Brief
Reproduce the records that follow in full, excluding any picture they contain.

Excerpted data
──────

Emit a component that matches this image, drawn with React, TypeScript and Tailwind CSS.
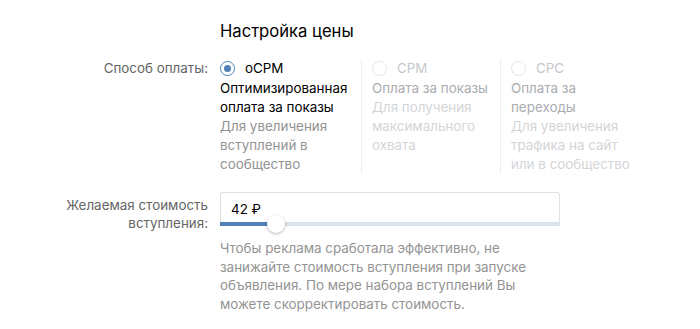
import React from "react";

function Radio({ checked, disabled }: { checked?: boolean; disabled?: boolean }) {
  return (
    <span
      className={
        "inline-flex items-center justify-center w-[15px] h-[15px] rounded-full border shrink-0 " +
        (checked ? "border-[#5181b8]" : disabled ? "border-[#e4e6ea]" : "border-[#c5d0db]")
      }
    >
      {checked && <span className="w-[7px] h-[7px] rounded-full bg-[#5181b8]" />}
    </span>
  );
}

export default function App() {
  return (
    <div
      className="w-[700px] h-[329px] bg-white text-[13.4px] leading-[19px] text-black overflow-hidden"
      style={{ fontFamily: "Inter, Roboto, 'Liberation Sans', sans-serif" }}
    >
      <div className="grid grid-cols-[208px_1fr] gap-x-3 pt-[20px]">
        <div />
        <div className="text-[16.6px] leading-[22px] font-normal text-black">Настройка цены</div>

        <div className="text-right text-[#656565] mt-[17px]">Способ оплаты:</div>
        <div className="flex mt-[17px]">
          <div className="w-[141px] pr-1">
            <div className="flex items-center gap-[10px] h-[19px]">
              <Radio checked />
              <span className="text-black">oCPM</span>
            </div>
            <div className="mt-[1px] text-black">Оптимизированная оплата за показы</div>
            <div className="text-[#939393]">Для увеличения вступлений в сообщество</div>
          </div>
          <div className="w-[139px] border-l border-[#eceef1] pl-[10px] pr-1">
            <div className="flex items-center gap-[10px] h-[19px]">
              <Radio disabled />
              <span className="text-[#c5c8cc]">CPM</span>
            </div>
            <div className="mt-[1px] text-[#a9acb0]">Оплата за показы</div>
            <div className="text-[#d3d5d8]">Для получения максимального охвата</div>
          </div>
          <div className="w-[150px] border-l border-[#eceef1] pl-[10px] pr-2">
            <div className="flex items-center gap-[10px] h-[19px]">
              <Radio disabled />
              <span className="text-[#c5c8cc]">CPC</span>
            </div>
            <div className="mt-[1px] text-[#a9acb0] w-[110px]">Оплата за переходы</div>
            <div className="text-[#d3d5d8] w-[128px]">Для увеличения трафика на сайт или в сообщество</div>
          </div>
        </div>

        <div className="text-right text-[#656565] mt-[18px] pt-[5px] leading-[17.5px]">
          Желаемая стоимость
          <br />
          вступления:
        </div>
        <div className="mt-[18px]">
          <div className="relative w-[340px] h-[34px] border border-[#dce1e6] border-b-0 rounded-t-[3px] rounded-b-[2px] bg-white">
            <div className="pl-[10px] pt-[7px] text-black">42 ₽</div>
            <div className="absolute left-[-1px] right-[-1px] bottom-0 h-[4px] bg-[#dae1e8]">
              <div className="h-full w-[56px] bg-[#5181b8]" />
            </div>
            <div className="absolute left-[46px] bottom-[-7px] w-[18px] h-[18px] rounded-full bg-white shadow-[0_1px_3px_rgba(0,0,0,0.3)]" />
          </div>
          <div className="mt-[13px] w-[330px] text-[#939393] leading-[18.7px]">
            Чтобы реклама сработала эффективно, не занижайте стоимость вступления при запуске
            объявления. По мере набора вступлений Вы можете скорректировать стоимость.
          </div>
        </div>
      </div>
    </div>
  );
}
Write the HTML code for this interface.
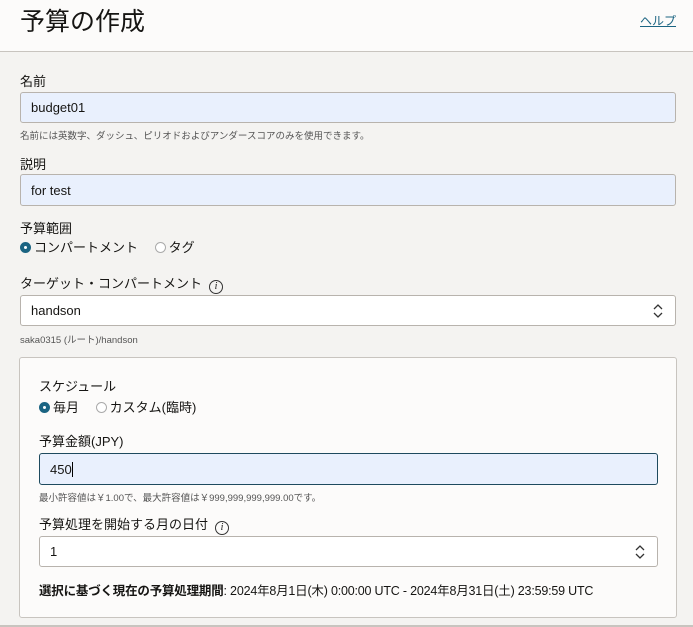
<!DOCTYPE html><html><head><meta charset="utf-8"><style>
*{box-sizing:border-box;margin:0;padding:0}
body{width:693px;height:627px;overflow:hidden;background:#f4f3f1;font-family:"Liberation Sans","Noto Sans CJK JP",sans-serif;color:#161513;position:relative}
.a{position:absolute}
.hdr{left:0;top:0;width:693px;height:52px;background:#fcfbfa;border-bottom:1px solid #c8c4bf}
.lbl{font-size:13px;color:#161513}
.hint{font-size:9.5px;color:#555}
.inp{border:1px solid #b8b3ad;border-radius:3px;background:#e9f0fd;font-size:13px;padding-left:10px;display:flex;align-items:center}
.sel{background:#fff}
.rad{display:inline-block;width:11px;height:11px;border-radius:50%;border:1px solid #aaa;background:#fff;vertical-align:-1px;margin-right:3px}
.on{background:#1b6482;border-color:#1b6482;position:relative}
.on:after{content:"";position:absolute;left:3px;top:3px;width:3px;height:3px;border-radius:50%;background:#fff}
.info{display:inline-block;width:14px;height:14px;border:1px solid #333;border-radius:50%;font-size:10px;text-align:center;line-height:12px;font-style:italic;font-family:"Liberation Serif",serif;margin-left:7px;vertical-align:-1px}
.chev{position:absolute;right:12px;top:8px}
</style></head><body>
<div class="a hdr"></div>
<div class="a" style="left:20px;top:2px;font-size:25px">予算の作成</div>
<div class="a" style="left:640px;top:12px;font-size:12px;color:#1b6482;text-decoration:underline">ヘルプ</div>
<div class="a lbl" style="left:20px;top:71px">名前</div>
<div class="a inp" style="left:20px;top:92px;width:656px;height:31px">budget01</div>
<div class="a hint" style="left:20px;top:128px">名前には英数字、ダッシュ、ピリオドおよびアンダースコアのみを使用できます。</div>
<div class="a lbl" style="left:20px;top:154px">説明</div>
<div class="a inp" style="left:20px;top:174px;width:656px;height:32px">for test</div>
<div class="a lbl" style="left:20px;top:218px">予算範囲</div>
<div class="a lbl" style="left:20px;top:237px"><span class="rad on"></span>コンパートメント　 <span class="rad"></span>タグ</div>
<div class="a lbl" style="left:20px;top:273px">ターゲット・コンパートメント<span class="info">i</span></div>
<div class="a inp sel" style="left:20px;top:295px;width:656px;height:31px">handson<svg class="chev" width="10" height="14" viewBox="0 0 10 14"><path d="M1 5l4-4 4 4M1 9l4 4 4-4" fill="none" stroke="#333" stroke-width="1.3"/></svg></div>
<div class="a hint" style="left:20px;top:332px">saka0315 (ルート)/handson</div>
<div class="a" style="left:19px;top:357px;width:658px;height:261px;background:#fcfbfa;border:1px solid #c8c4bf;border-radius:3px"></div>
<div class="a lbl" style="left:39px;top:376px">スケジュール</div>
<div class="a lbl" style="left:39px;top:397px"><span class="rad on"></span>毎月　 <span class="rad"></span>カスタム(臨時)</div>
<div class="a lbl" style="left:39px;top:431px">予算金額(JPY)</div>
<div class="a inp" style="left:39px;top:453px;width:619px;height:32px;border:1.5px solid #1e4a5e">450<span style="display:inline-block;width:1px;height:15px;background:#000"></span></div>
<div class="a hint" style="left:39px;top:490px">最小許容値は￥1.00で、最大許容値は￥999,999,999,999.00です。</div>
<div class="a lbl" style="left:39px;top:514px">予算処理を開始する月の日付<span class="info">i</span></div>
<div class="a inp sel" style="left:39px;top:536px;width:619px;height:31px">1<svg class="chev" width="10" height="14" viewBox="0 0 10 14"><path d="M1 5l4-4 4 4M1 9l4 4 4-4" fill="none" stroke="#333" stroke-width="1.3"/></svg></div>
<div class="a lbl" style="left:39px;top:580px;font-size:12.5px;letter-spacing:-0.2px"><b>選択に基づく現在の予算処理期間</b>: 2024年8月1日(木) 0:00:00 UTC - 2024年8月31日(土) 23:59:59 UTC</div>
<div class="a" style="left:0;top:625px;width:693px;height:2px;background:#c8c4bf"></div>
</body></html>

──────

Task answer
Emit a component that matches this image, drawn with React, TypeScript and Tailwind CSS.
import React from "react";

function Radio({ checked, disabled }: { checked?: boolean; disabled?: boolean }) {
  return (
    <span
      className={
        "inline-flex items-center justify-center w-[15px] h-[15px] rounded-full border shrink-0 " +
        (checked ? "border-[#5181b8]" : disabled ? "border-[#e4e6ea]" : "border-[#c5d0db]")
      }
    >
      {checked && <span className="w-[7px] h-[7px] rounded-full bg-[#5181b8]" />}
    </span>
  );
}

export default function App() {
  return (
    <div
      className="w-[700px] h-[329px] bg-white text-[13.4px] leading-[19px] text-black overflow-hidden"
      style={{ fontFamily: "Inter, Roboto, 'Liberation Sans', sans-serif" }}
    >
      <div className="grid grid-cols-[208px_1fr] gap-x-3 pt-[20px]">
        <div />
        <div className="text-[16.6px] leading-[22px] font-normal text-black">Настройка цены</div>

        <div className="text-right text-[#656565] mt-[17px]">Способ оплаты:</div>
        <div className="flex mt-[17px]">
          <div className="w-[141px] pr-1">
            <div className="flex items-center gap-[10px] h-[19px]">
              <Radio checked />
              <span className="text-black">oCPM</span>
            </div>
            <div className="mt-[1px] text-black">Оптимизированная оплата за показы</div>
            <div className="text-[#939393]">Для увеличения вступлений в сообщество</div>
          </div>
          <div className="w-[139px] border-l border-[#eceef1] pl-[10px] pr-1">
            <div className="flex items-center gap-[10px] h-[19px]">
              <Radio disabled />
              <span className="text-[#c5c8cc]">CPM</span>
            </div>
            <div className="mt-[1px] text-[#a9acb0]">Оплата за показы</div>
            <div className="text-[#d3d5d8]">Для получения максимального охвата</div>
          </div>
          <div className="w-[150px] border-l border-[#eceef1] pl-[10px] pr-2">
            <div className="flex items-center gap-[10px] h-[19px]">
              <Radio disabled />
              <span className="text-[#c5c8cc]">CPC</span>
            </div>
            <div className="mt-[1px] text-[#a9acb0] w-[110px]">Оплата за переходы</div>
            <div className="text-[#d3d5d8] w-[128px]">Для увеличения трафика на сайт или в сообщество</div>
          </div>
        </div>

        <div className="text-right text-[#656565] mt-[18px] pt-[5px] leading-[17.5px]">
          Желаемая стоимость
          <br />
          вступления:
        </div>
        <div className="mt-[18px]">
          <div className="relative w-[340px] h-[34px] border border-[#dce1e6] border-b-0 rounded-t-[3px] rounded-b-[2px] bg-white">
            <div className="pl-[10px] pt-[7px] text-black">42 ₽</div>
            <div className="absolute left-[-1px] right-[-1px] bottom-0 h-[4px] bg-[#dae1e8]">
              <div className="h-full w-[56px] bg-[#5181b8]" />
            </div>
            <div className="absolute left-[46px] bottom-[-7px] w-[18px] h-[18px] rounded-full bg-white shadow-[0_1px_3px_rgba(0,0,0,0.3)]" />
          </div>
          <div className="mt-[13px] w-[330px] text-[#939393] leading-[18.7px]">
            Чтобы реклама сработала эффективно, не занижайте стоимость вступления при запуске
            объявления. По мере набора вступлений Вы можете скорректировать стоимость.
          </div>
        </div>
      </div>
    </div>
  );
}
Write the HTML code for this interface.
<!DOCTYPE html><html><head><meta charset="utf-8"><style>
*{box-sizing:border-box;margin:0;padding:0}
body{width:693px;height:627px;overflow:hidden;background:#f4f3f1;font-family:"Liberation Sans","Noto Sans CJK JP",sans-serif;color:#161513;position:relative}
.a{position:absolute}
.hdr{left:0;top:0;width:693px;height:52px;background:#fcfbfa;border-bottom:1px solid #c8c4bf}
.lbl{font-size:13px;color:#161513}
.hint{font-size:9.5px;color:#555}
.inp{border:1px solid #b8b3ad;border-radius:3px;background:#e9f0fd;font-size:13px;padding-left:10px;display:flex;align-items:center}
.sel{background:#fff}
.rad{display:inline-block;width:11px;height:11px;border-radius:50%;border:1px solid #aaa;background:#fff;vertical-align:-1px;margin-right:3px}
.on{background:#1b6482;border-color:#1b6482;position:relative}
.on:after{content:"";position:absolute;left:3px;top:3px;width:3px;height:3px;border-radius:50%;background:#fff}
.info{display:inline-block;width:14px;height:14px;border:1px solid #333;border-radius:50%;font-size:10px;text-align:center;line-height:12px;font-style:italic;font-family:"Liberation Serif",serif;margin-left:7px;vertical-align:-1px}
.chev{position:absolute;right:12px;top:8px}
</style></head><body>
<div class="a hdr"></div>
<div class="a" style="left:20px;top:2px;font-size:25px">予算の作成</div>
<div class="a" style="left:640px;top:12px;font-size:12px;color:#1b6482;text-decoration:underline">ヘルプ</div>
<div class="a lbl" style="left:20px;top:71px">名前</div>
<div class="a inp" style="left:20px;top:92px;width:656px;height:31px">budget01</div>
<div class="a hint" style="left:20px;top:128px">名前には英数字、ダッシュ、ピリオドおよびアンダースコアのみを使用できます。</div>
<div class="a lbl" style="left:20px;top:154px">説明</div>
<div class="a inp" style="left:20px;top:174px;width:656px;height:32px">for test</div>
<div class="a lbl" style="left:20px;top:218px">予算範囲</div>
<div class="a lbl" style="left:20px;top:237px"><span class="rad on"></span>コンパートメント　 <span class="rad"></span>タグ</div>
<div class="a lbl" style="left:20px;top:273px">ターゲット・コンパートメント<span class="info">i</span></div>
<div class="a inp sel" style="left:20px;top:295px;width:656px;height:31px">handson<svg class="chev" width="10" height="14" viewBox="0 0 10 14"><path d="M1 5l4-4 4 4M1 9l4 4 4-4" fill="none" stroke="#333" stroke-width="1.3"/></svg></div>
<div class="a hint" style="left:20px;top:332px">saka0315 (ルート)/handson</div>
<div class="a" style="left:19px;top:357px;width:658px;height:261px;background:#fcfbfa;border:1px solid #c8c4bf;border-radius:3px"></div>
<div class="a lbl" style="left:39px;top:376px">スケジュール</div>
<div class="a lbl" style="left:39px;top:397px"><span class="rad on"></span>毎月　 <span class="rad"></span>カスタム(臨時)</div>
<div class="a lbl" style="left:39px;top:431px">予算金額(JPY)</div>
<div class="a inp" style="left:39px;top:453px;width:619px;height:32px;border:1.5px solid #1e4a5e">450<span style="display:inline-block;width:1px;height:15px;background:#000"></span></div>
<div class="a hint" style="left:39px;top:490px">最小許容値は￥1.00で、最大許容値は￥999,999,999,999.00です。</div>
<div class="a lbl" style="left:39px;top:514px">予算処理を開始する月の日付<span class="info">i</span></div>
<div class="a inp sel" style="left:39px;top:536px;width:619px;height:31px">1<svg class="chev" width="10" height="14" viewBox="0 0 10 14"><path d="M1 5l4-4 4 4M1 9l4 4 4-4" fill="none" stroke="#333" stroke-width="1.3"/></svg></div>
<div class="a lbl" style="left:39px;top:580px;font-size:12.5px;letter-spacing:-0.2px"><b>選択に基づく現在の予算処理期間</b>: 2024年8月1日(木) 0:00:00 UTC - 2024年8月31日(土) 23:59:59 UTC</div>
<div class="a" style="left:0;top:625px;width:693px;height:2px;background:#c8c4bf"></div>
</body></html>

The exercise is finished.